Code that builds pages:
'''
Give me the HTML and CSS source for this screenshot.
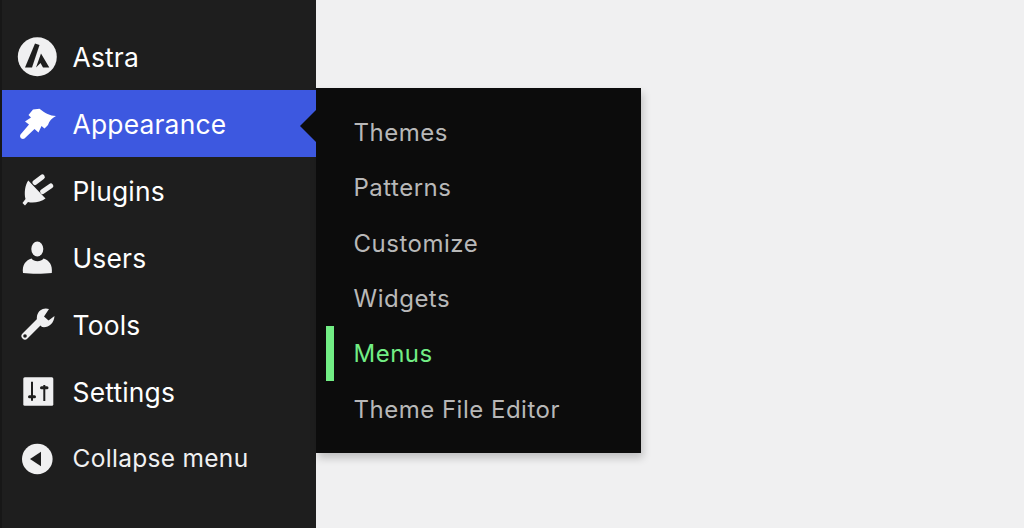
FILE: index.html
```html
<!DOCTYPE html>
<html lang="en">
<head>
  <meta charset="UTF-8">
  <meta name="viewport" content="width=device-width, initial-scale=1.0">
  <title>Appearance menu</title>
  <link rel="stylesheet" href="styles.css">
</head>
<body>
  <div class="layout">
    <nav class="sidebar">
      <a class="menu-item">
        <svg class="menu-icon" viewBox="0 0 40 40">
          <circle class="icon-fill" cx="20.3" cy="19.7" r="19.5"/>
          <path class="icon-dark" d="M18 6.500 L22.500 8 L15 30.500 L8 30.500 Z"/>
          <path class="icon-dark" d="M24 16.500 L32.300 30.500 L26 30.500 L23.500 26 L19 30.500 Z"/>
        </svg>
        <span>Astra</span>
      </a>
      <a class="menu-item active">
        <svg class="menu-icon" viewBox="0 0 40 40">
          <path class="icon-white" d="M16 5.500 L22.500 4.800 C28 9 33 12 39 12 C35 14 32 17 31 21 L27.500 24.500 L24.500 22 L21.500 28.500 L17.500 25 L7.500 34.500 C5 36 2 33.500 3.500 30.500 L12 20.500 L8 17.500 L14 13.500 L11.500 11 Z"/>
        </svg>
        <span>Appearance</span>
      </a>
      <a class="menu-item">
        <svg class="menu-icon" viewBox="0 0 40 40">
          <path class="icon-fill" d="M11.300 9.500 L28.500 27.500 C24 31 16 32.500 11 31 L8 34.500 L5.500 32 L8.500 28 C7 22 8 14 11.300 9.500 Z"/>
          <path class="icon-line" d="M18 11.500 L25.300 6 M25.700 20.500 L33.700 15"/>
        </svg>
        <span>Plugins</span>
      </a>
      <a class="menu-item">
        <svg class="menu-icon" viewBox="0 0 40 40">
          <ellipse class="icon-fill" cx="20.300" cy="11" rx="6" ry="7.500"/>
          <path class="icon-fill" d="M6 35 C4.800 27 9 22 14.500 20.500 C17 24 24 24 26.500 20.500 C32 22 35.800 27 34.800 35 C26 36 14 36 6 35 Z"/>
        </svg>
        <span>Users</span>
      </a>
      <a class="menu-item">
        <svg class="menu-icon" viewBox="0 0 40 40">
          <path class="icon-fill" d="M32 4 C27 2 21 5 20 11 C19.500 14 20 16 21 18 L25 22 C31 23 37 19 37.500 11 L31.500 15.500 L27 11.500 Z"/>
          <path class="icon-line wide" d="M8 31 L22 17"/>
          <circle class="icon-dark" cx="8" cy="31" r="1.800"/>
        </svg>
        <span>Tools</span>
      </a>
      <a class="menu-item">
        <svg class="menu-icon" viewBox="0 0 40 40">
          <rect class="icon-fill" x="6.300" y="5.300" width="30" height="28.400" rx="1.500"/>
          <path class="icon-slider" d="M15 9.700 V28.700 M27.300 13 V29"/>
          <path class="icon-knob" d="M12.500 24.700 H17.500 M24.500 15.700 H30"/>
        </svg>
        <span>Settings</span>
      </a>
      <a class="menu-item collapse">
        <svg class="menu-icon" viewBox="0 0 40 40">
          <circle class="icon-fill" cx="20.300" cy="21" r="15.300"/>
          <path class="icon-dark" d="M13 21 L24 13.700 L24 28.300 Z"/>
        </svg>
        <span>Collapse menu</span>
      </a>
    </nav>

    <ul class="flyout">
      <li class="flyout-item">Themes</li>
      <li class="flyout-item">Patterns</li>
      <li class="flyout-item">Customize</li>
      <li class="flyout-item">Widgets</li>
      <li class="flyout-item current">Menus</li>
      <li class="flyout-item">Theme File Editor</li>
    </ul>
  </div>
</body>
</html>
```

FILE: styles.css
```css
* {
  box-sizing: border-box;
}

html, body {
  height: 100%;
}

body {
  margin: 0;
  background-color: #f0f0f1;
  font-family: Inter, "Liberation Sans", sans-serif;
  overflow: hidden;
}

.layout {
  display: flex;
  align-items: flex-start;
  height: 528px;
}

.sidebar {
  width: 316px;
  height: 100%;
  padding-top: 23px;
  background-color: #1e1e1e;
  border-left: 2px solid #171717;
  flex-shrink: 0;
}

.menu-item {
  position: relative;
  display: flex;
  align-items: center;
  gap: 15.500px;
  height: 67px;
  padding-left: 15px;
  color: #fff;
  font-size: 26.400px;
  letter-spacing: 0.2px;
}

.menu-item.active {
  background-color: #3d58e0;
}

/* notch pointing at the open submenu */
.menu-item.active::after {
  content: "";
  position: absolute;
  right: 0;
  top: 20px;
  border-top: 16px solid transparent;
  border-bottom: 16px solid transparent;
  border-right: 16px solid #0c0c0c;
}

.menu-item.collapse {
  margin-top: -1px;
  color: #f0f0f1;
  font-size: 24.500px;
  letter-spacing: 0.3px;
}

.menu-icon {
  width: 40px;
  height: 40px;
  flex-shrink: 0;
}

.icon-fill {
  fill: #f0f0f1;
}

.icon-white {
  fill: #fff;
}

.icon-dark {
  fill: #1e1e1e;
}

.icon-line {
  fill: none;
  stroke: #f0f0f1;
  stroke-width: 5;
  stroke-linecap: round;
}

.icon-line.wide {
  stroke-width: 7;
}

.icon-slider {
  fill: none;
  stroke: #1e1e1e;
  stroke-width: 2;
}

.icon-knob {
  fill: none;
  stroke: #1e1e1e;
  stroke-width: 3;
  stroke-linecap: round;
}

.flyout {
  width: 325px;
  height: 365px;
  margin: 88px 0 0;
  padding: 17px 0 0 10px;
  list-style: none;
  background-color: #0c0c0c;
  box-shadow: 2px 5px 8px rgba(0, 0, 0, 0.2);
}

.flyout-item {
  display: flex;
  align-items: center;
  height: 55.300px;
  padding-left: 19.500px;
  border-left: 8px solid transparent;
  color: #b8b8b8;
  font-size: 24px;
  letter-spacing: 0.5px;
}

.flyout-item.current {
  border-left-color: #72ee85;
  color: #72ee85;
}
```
'''
'''
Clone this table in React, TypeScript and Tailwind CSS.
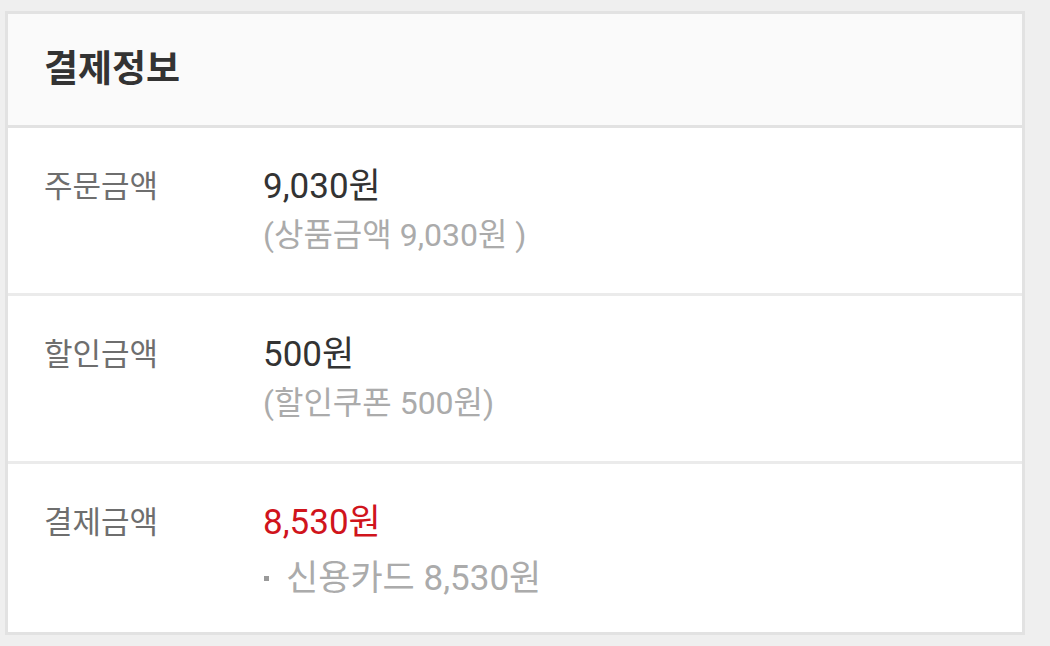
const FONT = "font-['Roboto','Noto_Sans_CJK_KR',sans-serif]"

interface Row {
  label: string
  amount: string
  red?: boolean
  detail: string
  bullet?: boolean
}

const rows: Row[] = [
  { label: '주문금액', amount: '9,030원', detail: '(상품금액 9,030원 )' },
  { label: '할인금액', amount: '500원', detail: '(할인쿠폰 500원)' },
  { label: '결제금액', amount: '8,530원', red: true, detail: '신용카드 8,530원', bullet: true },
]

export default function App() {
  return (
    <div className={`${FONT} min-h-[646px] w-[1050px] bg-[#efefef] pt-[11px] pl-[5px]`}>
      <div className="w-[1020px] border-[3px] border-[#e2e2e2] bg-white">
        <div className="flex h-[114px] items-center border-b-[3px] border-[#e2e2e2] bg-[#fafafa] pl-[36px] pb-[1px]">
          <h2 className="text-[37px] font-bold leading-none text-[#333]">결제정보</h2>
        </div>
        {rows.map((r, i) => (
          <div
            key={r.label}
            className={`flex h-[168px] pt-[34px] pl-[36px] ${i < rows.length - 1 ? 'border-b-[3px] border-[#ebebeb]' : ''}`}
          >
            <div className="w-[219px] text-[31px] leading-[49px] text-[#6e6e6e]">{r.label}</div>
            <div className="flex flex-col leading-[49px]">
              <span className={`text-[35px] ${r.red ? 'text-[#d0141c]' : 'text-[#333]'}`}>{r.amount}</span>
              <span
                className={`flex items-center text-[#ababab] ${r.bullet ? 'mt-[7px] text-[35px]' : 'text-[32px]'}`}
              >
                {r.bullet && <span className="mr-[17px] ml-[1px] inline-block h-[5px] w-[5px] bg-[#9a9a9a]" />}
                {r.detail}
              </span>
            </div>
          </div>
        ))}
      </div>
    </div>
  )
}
'''
'''
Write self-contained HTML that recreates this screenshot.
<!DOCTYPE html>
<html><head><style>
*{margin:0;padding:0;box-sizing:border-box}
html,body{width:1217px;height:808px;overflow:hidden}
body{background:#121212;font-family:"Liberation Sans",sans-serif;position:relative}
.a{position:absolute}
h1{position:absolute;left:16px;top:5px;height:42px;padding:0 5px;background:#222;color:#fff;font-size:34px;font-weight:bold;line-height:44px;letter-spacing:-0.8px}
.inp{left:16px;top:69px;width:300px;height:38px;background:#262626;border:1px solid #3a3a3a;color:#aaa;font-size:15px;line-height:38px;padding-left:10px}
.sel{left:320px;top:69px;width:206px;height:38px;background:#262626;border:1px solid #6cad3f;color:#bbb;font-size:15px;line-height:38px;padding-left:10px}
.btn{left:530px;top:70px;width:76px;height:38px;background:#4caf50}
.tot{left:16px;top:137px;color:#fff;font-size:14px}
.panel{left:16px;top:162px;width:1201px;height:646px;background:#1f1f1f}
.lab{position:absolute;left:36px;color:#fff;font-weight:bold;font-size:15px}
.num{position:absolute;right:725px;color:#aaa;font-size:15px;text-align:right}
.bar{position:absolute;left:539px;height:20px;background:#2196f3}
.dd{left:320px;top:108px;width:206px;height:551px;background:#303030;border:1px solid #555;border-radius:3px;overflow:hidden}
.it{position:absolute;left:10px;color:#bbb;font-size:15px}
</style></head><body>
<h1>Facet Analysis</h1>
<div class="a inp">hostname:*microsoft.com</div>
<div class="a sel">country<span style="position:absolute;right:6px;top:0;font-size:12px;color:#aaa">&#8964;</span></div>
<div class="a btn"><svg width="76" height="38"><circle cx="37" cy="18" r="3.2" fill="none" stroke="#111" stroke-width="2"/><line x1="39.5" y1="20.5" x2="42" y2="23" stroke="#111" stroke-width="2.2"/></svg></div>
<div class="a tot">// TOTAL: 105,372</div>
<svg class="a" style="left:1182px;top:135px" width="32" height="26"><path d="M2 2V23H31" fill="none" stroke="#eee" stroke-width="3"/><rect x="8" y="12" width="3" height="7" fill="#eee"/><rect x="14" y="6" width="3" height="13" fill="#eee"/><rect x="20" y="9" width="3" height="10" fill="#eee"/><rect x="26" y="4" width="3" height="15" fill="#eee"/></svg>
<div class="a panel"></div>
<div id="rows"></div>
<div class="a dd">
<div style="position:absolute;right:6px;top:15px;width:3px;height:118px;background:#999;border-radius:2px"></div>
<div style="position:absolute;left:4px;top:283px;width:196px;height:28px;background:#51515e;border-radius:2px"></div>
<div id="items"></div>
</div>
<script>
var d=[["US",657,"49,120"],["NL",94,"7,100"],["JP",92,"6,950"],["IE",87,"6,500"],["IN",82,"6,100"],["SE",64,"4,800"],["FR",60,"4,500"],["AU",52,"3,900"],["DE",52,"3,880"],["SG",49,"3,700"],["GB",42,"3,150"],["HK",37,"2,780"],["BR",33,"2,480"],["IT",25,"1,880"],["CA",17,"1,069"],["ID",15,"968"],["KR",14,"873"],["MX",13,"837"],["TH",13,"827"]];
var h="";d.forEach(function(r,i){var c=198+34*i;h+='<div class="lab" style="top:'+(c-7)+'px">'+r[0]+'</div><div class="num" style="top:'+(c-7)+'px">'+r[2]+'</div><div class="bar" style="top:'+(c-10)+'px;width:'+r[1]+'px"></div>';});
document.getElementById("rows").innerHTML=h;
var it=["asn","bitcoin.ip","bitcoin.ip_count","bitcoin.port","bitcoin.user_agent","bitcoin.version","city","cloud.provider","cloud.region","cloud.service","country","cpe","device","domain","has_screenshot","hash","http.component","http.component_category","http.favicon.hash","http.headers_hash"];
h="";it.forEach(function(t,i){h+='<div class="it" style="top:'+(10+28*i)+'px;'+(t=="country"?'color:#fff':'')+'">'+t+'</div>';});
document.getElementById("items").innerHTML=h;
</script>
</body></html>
'''
EXERCISE — Count the lines in which the string "this" appears, then report only that figure.

TASK SOLUTION — 3